I've tossed together an example profile you can use, and/or modify as needed to better suit your individual needs. It works by having the user say a starting voice command, such as, "Start Dictation" - while you speak, your dictation creates tiny audio files which are sent to Whisper for transcription, doesn't matter if you pause in your speech or use one long run on sentence followed by more pauses and more speech. It will keep gathering (in order) the things you say, send them off to Whisper for transcription, all in the background while Dictation is enabled - when you are done, you'd use another voice command to end it, such as, "End Dictation" ... final processing will occur (if not already done), and then will paste the combined transcriptions to the cursor location.

Edit the two actual voice commands as needed, avoid altering function commands unless you are familiar with what they are doing and understand how to modify them.
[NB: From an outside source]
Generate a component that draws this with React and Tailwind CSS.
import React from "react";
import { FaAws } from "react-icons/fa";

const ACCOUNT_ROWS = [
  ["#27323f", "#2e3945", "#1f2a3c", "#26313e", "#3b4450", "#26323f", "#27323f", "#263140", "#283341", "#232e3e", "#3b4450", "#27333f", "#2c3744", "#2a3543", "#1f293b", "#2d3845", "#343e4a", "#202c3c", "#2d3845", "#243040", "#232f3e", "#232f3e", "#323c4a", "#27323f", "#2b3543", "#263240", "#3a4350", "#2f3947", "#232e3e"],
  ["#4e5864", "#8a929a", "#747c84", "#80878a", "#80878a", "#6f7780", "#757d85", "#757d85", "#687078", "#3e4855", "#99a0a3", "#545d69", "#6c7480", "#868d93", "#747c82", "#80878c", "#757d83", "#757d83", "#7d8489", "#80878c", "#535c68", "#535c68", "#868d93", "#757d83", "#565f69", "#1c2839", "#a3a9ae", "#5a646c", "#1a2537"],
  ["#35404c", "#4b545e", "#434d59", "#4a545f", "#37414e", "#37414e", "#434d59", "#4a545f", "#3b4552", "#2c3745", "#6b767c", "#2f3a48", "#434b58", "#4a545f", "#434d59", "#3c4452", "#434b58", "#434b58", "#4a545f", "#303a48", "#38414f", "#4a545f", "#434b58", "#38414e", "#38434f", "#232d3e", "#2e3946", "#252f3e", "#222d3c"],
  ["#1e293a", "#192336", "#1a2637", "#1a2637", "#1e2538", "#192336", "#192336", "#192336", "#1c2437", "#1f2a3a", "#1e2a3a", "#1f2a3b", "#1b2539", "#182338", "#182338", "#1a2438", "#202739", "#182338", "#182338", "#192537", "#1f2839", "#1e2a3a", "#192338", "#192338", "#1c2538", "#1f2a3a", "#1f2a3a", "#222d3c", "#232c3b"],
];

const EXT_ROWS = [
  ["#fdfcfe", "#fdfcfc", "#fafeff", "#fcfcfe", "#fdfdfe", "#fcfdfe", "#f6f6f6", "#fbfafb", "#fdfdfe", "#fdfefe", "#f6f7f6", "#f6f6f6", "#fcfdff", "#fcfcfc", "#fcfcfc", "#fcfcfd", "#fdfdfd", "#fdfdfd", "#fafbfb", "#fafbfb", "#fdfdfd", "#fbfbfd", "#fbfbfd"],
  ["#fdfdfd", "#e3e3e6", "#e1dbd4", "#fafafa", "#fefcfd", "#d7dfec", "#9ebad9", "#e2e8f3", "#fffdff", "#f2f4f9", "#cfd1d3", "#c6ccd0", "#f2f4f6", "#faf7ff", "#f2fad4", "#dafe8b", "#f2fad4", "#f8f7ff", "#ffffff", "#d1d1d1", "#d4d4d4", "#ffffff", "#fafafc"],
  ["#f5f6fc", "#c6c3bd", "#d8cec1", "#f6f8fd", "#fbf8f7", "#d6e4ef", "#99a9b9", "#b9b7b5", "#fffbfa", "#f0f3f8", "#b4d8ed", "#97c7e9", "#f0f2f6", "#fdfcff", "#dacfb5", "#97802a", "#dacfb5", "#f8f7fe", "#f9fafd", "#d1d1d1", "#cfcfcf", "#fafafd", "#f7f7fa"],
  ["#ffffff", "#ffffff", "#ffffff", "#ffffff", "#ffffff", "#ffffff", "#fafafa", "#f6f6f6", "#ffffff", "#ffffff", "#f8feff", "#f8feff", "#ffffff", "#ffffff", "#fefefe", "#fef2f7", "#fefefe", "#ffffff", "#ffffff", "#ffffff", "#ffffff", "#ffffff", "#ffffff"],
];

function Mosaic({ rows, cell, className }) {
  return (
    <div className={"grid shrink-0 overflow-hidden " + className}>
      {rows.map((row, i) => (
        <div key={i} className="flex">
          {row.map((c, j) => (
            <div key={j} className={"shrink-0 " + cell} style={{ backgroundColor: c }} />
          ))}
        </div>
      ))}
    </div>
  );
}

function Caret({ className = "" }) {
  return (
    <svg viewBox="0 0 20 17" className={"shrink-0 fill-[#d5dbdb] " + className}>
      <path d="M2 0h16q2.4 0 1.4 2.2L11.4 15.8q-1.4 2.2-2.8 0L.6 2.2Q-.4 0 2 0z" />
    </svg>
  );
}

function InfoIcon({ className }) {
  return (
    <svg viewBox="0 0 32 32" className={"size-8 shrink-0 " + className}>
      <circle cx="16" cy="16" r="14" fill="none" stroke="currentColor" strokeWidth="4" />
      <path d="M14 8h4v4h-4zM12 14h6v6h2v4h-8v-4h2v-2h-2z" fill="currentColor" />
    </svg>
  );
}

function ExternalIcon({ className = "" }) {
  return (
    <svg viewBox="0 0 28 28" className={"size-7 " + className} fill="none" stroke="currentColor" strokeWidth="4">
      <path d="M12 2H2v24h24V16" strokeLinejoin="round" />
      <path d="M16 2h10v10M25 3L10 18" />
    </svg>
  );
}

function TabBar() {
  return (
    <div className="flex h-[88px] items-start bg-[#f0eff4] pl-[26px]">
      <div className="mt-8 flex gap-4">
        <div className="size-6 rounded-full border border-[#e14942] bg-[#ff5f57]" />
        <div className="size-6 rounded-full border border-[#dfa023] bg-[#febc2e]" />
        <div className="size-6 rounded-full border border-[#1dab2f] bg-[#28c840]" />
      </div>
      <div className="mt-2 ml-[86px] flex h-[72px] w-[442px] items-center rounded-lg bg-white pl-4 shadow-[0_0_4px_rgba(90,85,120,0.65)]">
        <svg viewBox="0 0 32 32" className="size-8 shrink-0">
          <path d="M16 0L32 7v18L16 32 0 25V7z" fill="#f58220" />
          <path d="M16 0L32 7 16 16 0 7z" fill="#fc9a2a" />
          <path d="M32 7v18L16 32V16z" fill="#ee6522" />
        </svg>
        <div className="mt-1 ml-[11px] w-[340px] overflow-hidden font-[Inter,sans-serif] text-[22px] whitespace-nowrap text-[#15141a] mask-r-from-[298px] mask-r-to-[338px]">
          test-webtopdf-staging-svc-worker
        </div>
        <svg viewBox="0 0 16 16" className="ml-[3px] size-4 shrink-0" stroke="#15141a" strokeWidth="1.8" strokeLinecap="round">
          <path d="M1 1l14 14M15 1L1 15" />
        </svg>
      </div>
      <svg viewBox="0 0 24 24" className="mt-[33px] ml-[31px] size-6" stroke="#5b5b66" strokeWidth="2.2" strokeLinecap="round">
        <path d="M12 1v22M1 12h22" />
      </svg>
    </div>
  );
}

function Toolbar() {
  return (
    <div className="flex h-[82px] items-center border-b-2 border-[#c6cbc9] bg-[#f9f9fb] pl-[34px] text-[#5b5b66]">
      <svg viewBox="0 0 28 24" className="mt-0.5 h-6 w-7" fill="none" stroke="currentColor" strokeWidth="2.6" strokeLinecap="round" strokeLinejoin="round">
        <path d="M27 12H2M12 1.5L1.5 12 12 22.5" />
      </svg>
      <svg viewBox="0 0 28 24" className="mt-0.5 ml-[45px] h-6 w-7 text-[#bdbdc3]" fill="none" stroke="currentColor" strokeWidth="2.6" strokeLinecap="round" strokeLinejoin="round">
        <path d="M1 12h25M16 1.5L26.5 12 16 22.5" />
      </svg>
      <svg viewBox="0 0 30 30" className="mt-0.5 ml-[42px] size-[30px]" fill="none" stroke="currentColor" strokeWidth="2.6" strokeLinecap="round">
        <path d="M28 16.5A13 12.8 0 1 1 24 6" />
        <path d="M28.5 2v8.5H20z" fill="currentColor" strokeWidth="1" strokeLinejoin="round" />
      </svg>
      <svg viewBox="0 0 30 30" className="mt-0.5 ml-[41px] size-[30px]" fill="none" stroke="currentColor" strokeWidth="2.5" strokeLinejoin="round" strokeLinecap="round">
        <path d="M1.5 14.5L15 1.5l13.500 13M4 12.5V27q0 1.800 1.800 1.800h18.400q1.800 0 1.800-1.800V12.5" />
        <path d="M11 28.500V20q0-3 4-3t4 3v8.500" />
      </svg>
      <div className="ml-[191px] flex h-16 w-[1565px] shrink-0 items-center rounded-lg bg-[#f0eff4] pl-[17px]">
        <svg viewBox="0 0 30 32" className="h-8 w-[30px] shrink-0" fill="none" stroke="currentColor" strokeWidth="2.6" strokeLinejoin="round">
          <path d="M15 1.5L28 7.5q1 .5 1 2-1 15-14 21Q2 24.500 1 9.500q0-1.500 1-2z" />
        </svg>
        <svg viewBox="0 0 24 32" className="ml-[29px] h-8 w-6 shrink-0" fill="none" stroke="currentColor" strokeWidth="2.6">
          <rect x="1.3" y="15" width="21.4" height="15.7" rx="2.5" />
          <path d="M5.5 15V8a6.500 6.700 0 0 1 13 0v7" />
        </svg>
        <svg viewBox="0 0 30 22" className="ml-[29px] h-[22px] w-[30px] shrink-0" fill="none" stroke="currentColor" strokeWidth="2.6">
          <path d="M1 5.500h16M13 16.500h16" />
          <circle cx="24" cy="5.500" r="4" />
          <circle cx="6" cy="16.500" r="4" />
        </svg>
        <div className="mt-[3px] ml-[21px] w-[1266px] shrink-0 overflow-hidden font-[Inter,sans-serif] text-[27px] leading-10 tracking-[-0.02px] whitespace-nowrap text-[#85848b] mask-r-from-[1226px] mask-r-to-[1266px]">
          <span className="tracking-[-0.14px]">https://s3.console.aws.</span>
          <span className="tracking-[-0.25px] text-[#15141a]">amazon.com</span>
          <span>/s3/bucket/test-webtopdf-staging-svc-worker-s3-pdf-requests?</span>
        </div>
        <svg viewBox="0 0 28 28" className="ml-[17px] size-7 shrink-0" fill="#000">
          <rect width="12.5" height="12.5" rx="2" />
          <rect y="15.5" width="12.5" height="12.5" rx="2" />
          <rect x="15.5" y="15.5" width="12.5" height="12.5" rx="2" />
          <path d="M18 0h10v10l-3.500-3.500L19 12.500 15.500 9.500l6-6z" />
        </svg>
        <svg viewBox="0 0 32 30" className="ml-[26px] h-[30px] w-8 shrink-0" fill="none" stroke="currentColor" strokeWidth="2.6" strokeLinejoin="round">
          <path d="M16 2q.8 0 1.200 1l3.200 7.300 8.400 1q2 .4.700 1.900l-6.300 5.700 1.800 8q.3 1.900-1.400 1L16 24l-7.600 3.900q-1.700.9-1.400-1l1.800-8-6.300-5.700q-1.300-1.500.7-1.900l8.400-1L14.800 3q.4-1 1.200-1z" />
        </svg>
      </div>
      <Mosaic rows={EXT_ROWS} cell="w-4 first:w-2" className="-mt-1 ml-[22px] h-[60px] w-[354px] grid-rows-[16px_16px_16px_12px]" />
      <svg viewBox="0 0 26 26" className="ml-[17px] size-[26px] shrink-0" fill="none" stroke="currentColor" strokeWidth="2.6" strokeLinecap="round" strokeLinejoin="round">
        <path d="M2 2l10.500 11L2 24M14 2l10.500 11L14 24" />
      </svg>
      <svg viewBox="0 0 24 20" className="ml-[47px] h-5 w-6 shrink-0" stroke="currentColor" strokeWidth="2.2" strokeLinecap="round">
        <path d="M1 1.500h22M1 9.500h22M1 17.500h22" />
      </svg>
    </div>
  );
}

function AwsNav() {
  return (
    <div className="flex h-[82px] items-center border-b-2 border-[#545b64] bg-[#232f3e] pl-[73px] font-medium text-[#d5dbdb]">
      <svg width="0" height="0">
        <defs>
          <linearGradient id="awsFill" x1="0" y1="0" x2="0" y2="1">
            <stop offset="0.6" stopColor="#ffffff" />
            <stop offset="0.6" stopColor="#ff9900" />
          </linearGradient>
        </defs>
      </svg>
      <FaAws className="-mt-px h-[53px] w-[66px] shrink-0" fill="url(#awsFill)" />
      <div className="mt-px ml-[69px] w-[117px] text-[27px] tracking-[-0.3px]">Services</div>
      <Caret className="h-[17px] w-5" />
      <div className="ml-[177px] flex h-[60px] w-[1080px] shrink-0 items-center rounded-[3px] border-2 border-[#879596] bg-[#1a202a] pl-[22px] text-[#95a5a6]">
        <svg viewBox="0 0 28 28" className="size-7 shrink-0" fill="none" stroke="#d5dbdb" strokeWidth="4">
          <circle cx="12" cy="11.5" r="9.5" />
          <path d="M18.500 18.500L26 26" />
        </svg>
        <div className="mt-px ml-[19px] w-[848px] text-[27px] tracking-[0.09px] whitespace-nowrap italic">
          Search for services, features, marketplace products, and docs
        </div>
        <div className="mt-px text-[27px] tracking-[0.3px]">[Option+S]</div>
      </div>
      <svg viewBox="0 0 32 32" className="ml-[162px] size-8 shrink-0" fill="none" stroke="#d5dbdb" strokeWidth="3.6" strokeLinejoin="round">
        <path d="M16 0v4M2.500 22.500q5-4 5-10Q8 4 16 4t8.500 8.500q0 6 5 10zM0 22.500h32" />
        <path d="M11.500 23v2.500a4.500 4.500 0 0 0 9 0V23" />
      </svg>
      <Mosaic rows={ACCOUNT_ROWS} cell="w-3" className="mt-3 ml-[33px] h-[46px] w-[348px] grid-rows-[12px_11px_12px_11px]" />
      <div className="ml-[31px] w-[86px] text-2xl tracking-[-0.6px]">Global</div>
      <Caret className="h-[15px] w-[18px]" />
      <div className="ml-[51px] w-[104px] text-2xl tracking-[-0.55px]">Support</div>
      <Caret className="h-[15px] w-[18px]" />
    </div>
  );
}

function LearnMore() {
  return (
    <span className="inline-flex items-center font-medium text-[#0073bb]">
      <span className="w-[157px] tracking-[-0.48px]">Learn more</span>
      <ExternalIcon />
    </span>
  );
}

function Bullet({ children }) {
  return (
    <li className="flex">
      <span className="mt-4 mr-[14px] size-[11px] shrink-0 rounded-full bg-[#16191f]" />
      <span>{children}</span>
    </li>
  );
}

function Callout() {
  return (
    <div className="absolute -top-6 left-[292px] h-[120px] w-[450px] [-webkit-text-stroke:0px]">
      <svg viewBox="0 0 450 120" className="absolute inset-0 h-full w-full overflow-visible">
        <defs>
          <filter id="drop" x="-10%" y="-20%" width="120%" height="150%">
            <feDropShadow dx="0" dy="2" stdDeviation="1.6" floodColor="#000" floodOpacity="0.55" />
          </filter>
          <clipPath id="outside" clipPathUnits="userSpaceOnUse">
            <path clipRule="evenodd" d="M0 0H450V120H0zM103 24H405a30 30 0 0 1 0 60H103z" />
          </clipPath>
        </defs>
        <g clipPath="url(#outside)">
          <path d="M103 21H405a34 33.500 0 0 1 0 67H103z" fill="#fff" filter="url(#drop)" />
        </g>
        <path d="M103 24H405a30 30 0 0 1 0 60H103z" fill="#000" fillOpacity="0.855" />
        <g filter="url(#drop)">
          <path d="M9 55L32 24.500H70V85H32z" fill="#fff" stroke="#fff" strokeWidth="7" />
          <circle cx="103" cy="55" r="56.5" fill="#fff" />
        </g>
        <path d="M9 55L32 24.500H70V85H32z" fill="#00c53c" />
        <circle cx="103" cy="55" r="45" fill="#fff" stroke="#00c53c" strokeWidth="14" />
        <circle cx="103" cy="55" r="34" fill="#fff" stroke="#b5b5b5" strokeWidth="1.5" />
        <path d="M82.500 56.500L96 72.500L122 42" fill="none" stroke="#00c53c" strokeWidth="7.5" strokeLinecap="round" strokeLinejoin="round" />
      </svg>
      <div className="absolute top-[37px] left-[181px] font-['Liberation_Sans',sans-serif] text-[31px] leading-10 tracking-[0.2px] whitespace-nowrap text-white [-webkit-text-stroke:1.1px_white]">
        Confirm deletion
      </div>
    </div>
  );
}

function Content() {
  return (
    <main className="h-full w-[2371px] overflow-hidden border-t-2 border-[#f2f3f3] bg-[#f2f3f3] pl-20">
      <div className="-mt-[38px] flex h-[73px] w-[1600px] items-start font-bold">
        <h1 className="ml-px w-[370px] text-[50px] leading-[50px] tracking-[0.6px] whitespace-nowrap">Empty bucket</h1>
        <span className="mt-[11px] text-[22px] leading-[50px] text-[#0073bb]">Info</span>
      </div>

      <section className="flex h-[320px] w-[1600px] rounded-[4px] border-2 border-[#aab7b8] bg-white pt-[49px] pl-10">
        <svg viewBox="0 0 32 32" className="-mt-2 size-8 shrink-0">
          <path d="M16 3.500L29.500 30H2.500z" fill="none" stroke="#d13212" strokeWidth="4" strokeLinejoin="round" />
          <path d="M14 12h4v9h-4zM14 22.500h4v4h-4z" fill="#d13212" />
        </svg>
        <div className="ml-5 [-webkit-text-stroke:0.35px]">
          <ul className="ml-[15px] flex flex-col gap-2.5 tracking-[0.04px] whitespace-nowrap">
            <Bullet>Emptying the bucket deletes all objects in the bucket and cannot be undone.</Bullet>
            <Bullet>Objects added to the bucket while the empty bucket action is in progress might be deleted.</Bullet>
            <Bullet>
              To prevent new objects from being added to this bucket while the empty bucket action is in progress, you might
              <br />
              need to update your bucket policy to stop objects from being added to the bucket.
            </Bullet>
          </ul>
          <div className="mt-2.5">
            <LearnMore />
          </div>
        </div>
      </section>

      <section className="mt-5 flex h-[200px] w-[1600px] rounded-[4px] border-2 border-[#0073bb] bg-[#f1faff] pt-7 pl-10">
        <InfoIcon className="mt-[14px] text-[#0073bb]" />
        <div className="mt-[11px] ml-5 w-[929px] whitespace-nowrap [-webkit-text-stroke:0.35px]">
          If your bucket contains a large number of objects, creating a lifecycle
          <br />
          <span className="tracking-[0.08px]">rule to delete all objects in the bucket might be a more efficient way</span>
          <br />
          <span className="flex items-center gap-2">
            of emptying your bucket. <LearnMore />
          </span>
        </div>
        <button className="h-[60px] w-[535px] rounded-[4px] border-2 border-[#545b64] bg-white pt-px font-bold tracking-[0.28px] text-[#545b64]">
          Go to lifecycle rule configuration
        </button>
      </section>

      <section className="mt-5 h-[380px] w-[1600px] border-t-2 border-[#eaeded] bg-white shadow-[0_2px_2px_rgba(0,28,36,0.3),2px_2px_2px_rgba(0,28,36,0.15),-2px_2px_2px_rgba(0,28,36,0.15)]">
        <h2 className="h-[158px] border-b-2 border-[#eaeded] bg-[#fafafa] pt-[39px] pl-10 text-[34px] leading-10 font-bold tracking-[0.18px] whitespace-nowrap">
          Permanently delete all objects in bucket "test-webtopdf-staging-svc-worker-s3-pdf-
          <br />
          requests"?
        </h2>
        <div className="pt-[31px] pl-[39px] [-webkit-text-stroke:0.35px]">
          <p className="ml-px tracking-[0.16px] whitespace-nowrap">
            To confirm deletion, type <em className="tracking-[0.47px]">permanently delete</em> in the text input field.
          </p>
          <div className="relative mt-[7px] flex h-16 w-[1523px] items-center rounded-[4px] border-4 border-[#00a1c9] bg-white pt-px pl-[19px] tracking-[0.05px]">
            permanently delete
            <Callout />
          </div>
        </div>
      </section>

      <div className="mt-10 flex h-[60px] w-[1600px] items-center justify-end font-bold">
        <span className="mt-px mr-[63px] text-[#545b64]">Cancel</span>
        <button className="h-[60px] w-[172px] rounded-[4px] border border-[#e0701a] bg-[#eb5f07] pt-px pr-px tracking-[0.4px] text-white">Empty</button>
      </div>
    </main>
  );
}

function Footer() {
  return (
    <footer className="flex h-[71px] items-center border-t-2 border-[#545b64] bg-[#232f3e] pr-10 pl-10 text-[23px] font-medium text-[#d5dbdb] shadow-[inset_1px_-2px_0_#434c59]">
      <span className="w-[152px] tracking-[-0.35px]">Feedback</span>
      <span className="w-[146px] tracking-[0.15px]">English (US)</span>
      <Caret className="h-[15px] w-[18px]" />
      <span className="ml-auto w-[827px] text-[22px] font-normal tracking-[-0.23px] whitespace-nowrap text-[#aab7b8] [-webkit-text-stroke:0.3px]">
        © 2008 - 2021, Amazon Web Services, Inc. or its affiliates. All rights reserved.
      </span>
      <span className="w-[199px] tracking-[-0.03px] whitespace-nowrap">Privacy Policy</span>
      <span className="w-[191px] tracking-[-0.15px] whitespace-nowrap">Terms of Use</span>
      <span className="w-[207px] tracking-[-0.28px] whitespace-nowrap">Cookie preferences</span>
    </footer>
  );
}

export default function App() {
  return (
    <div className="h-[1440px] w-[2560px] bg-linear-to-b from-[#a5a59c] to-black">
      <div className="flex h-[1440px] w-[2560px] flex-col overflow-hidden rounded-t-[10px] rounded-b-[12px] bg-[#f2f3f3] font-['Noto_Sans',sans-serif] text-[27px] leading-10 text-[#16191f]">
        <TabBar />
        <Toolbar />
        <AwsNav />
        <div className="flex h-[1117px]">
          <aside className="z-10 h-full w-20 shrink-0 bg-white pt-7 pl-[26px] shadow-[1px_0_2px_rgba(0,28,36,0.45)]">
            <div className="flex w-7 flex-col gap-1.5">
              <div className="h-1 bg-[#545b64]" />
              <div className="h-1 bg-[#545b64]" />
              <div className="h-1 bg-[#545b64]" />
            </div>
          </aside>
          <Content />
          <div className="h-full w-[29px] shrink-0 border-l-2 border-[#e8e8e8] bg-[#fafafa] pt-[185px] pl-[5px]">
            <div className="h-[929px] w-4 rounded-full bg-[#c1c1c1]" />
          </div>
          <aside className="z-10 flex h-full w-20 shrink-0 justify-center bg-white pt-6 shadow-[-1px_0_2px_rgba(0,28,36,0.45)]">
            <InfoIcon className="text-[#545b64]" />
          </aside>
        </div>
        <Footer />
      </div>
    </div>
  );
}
If you have any questions, or find a bug that I didn't during my testing this afternoon, let me know here and I'll help out.

Download Here:

OpenAI Whisper Dictation Example-(v1.0)-Profile.vap

SemlerPDX commented 1 year ago

I will most likely make this example profile above into a proper AVCS public profile, but just wanted to toss together the concept and get it to you early so maybe you could provide feedback. If it's good to go, it will become AVCS TYPE v1.0 soon.